Netanyahu argued, to the surprise of many, that he had received “secret intelligence” that convinced him to respond more cautiously, causing then-Defense Minister Avigdor Lieberman to resign in protest.

I believe that intelligence focused on Iran’s troop and missile infrastructure buildup inside Syria, and Iran’s repeated vows to open a “land bridge” from Iran through Iraq into Syria that would allow Iran to send massive numbers of ground troops and equipment right up to the Israeli border unhindered.

I reported from the front lines of the 2006 Lebanon war the last time an Israeli prime minister made the mistake of overestimating the threat from Gaza and underestimating the threat from Iranian-backed militias to the north.

At the time, Hezbollah fired some 4,400 unguided rockets into Israel, causing relatively few casualties. Today, Hezbollah alone claims it possesses 150,000 Iranian rockets, many of them equipped with sophisticated GPS guidance systems.

The Islamic State of Iran has long boasted that it will “eradicate” the state of Israel and “annihilate Tel Aviv” if Israel attacks; nothing new, for sure. But Iran has patiently built up new capabilities to make those threats much more convincing.

Iran today can open a three-front war against the Jewish state using proxy forces in Gaza, Lebanon and Syria. This is a proven capability, not an idle threat. So far, Netanyahu has kept all three at bay.

In December 2017, for example, a senior Iranian-backed militia leader from Iraq posed for selfies on the Golan Heights peering down into the Galilee in northern Israel after he drove in a small convoy across the newly opened “land bridge” from Iraq.

The Iranians today command an estimated 80,000 militiamen in Syria from Lebanon, Iraq, Pakistan and Afghanistan. Iranian Revolutionary Guards Corps commanders have said that the “land bridge” will allow them to flow in another 100,000 troops to Israel’s borders, clearly the prelude to war.

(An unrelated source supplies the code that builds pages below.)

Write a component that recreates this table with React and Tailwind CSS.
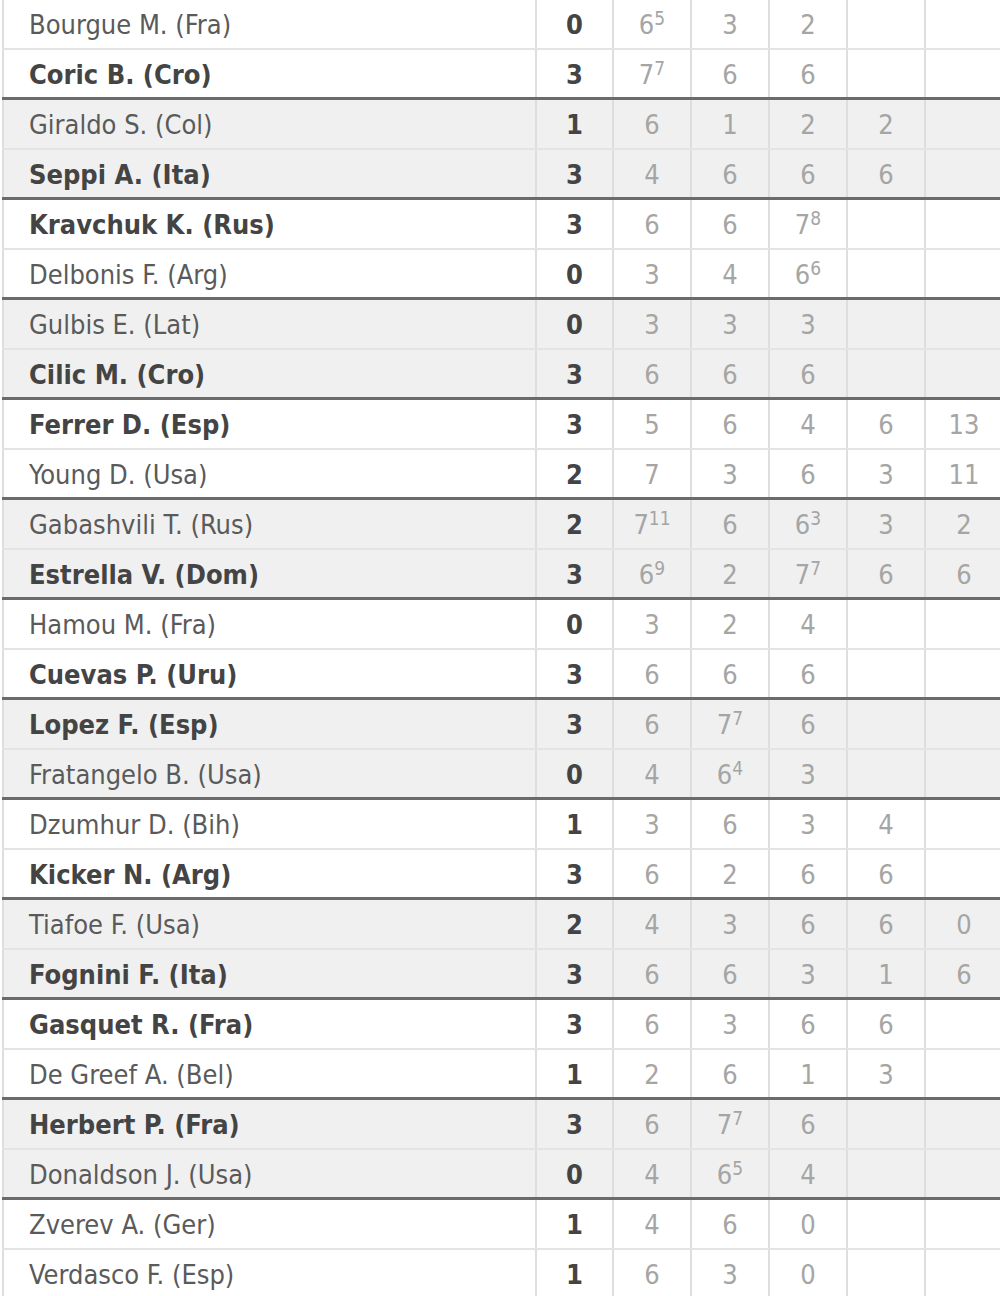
import React from 'react';

const matches = [
  [
    { name: 'Bourgue M. (Fra)', sets: 0, games: [[6, 5], 3, 2] },
    { name: 'Coric B. (Cro)', sets: 3, games: [[7, 7], 6, 6], win: true },
  ],
  [
    { name: 'Giraldo S. (Col)', sets: 1, games: [6, 1, 2, 2] },
    { name: 'Seppi A. (Ita)', sets: 3, games: [4, 6, 6, 6], win: true },
  ],
  [
    { name: 'Kravchuk K. (Rus)', sets: 3, games: [6, 6, [7, 8]], win: true },
    { name: 'Delbonis F. (Arg)', sets: 0, games: [3, 4, [6, 6]] },
  ],
  [
    { name: 'Gulbis E. (Lat)', sets: 0, games: [3, 3, 3] },
    { name: 'Cilic M. (Cro)', sets: 3, games: [6, 6, 6], win: true },
  ],
  [
    { name: 'Ferrer D. (Esp)', sets: 3, games: [5, 6, 4, 6, 13], win: true },
    { name: 'Young D. (Usa)', sets: 2, games: [7, 3, 6, 3, 11] },
  ],
  [
    { name: 'Gabashvili T. (Rus)', sets: 2, games: [[7, 11], 6, [6, 3], 3, 2] },
    { name: 'Estrella V. (Dom)', sets: 3, games: [[6, 9], 2, [7, 7], 6, 6], win: true },
  ],
  [
    { name: 'Hamou M. (Fra)', sets: 0, games: [3, 2, 4] },
    { name: 'Cuevas P. (Uru)', sets: 3, games: [6, 6, 6], win: true },
  ],
  [
    { name: 'Lopez F. (Esp)', sets: 3, games: [6, [7, 7], 6], win: true },
    { name: 'Fratangelo B. (Usa)', sets: 0, games: [4, [6, 4], 3] },
  ],
  [
    { name: 'Dzumhur D. (Bih)', sets: 1, games: [3, 6, 3, 4] },
    { name: 'Kicker N. (Arg)', sets: 3, games: [6, 2, 6, 6], win: true },
  ],
  [
    { name: 'Tiafoe F. (Usa)', sets: 2, games: [4, 3, 6, 6, 0] },
    { name: 'Fognini F. (Ita)', sets: 3, games: [6, 6, 3, 1, 6], win: true },
  ],
  [
    { name: 'Gasquet R. (Fra)', sets: 3, games: [6, 3, 6, 6], win: true },
    { name: 'De Greef A. (Bel)', sets: 1, games: [2, 6, 1, 3] },
  ],
  [
    { name: 'Herbert P. (Fra)', sets: 3, games: [6, [7, 7], 6], win: true },
    { name: 'Donaldson J. (Usa)', sets: 0, games: [4, [6, 5], 4] },
  ],
  [
    { name: 'Zverev A. (Ger)', sets: 1, games: [4, 6, 0] },
    { name: 'Verdasco F. (Esp)', sets: 1, games: [6, 3, 0] },
  ],
];

const SetCell = ({ value }) => (
  <div className="border-l-2 border-[#dedede] flex items-center justify-center pt-[3px] text-[#a5a5a5]">
    {Array.isArray(value) ? (
      <span>
        {value[0]}
        <sup className="text-[19px] -top-[9px]">{value[1]}</sup>
      </span>
    ) : (
      value
    )}
  </div>
);

const PlayerRow = ({ player, last }) => {
  const cells = [0, 1, 2, 3, 4].map((i) => player.games[i] ?? '');
  return (
    <div
      className={`grid grid-cols-[533px_77px_78px_78px_78px_78px_78px] h-[50px] ${
        last ? 'border-b-[3px] border-[#6b6b6b]' : 'border-b-2 border-[#e4e4e4]'
      }`}
    >
      <div
        className={`border-l-2 border-[#dedede] pl-[25px] pt-[3px] flex items-center ${
          player.win ? 'font-bold text-[#444]' : 'text-[#5a5a5a]'
        }`}
      >
        {player.name}
      </div>
      <div className="border-l-2 border-[#dedede] pt-[3px] flex items-center justify-center font-bold text-[#444]">
        {player.sets}
      </div>
      {cells.map((v, i) => (
        <SetCell key={i} value={v} />
      ))}
    </div>
  );
};

export default function App() {
  return (
    <div
      className="w-[1000px] h-[1296px] overflow-hidden bg-white text-[27px] pl-[2px]"
      style={{ fontFamily: '"DejaVu Sans Condensed", "DejaVu Sans", sans-serif' }}
    >
      {matches.map((pair, i) => (
        <div key={i} className={i % 2 === 1 ? 'bg-[#f0f0f0]' : 'bg-white'}>
          <PlayerRow player={pair[0]} />
          <PlayerRow player={pair[1]} last />
        </div>
      ))}
    </div>
  );
}
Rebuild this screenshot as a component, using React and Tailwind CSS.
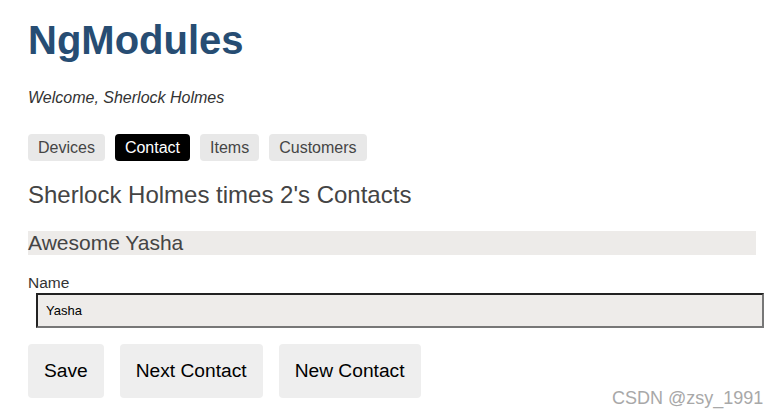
import React, { useState } from 'react'

const NAV = ['Devices', 'Contact', 'Items', 'Customers']

function App() {
  const [page, setPage] = useState('Contact')
  const [name, setName] = useState('Yasha')

  return (
    <div className="relative w-full h-[418px] bg-white overflow-hidden font-['Liberation_Sans',Arial,sans-serif] pl-[28px] pr-[26px]">
      <h1 className="pt-[17px] text-[40px] leading-[46px] font-bold text-[#274d73]">NgModules</h1>

      <p className="mt-[26px] text-[16px] leading-[18px] italic text-[#333]">Welcome, Sherlock Holmes</p>

      <nav className="mt-[27px] flex gap-[10px]">
        {NAV.map(item => (
          <button
            key={item}
            onClick={() => setPage(item)}
            className={`h-[27px] px-[10px] rounded-[4px] text-[16px] leading-[27px] ${
              page === item ? 'bg-black text-white' : 'bg-[#e8e8e8] text-[#454545]'
            }`}
          >
            {item}
          </button>
        ))}
      </nav>

      <h2 className="mt-[20px] text-[24px] leading-[28px] text-[#444]">Sherlock Holmes times 2's Contacts</h2>

      <h3 className="mt-[22px] h-[24px] bg-[#edebe9] text-[21px] leading-[24px] text-[#444]">Awesome Yasha</h3>

      <label className="block mt-[19px] text-[15.5px] leading-[18px] text-[#333]">Name</label>
      <input
        value={name}
        onChange={e => setName(e.target.value)}
        className="block mt-[1px] ml-[8px] w-[728px] h-[35px] px-[8px] bg-[#eeecea] text-[13px] text-black border-[2px] border-t-[#222] border-l-[#222] border-r-[#777] border-b-[#777] outline-none"
      />

      <div className="mt-[16px] flex gap-[16px]">
        <button className="h-[54px] px-[16px] rounded-[4px] bg-[#eeeeee] text-[19.2px] text-black">Save</button>
        <button className="h-[54px] px-[16px] rounded-[4px] bg-[#eeeeee] text-[19.2px] text-black">Next Contact</button>
        <button className="h-[54px] px-[16px] rounded-[4px] bg-[#eeeeee] text-[19.2px] text-black">New Contact</button>
      </div>

      <div className="absolute left-[612px] top-[388px] text-[18px] leading-[20px] text-[#a8a8a8]">CSDN @zsy_1991</div>
    </div>
  )
}

export default App
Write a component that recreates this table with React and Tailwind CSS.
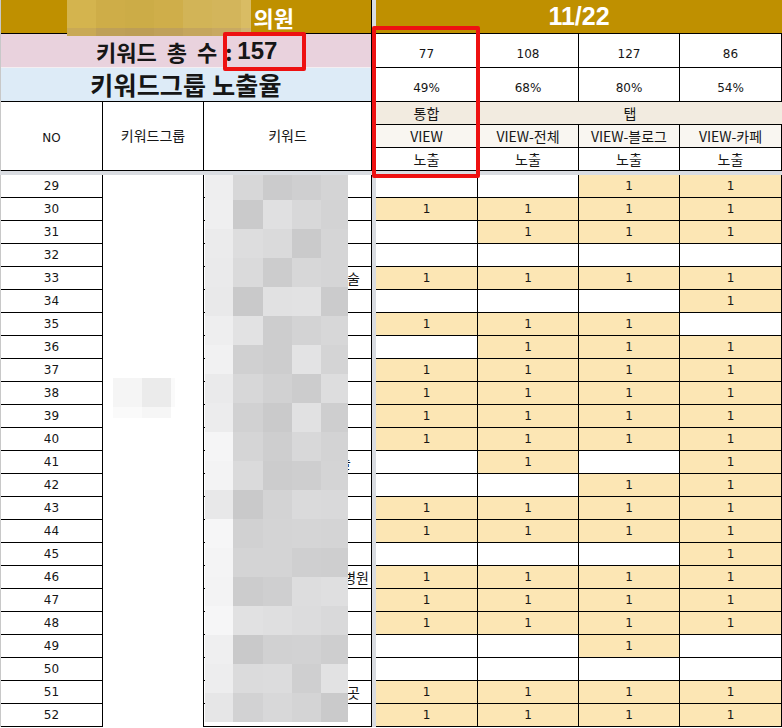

And this is why Israel, under Netanyahu’s cautious leadership, has been relentlessly striking at Iranian military and intelligence bases in Syria over the past two years, pushing the Iranians as much as 80 kilometers from Israel’s northern border.

Netanyahu has shown himself to be a consummate diplomat, regularly flying to Moscow to meet with President Vladimir Putin to win Russian acquiescence to the Israeli air strikes.

Netanyahu’s calm behavior contrasts starkly with the hot-headed remarks of opposition candidate Ganz, the most gaffe-prone of the three former Israeli military chiefs. Ganz has called for annihilating not the Iranian threat but the Palestinian one, boasting in campaign ads of having sent parts of Gaza “back to the stone age” when he was chief of staff during the 2014 war.


Many Israelis may be fed up with Netanyahu the politician. They may be tired of the corruption allegations swirling around him – allegations he denies.

But Israelis increasingly appreciate Netanyahu’s steady hand on the tiller, and his ability to avoid war without appeasing Israel’s enemies. That alone is worth awarding him another term.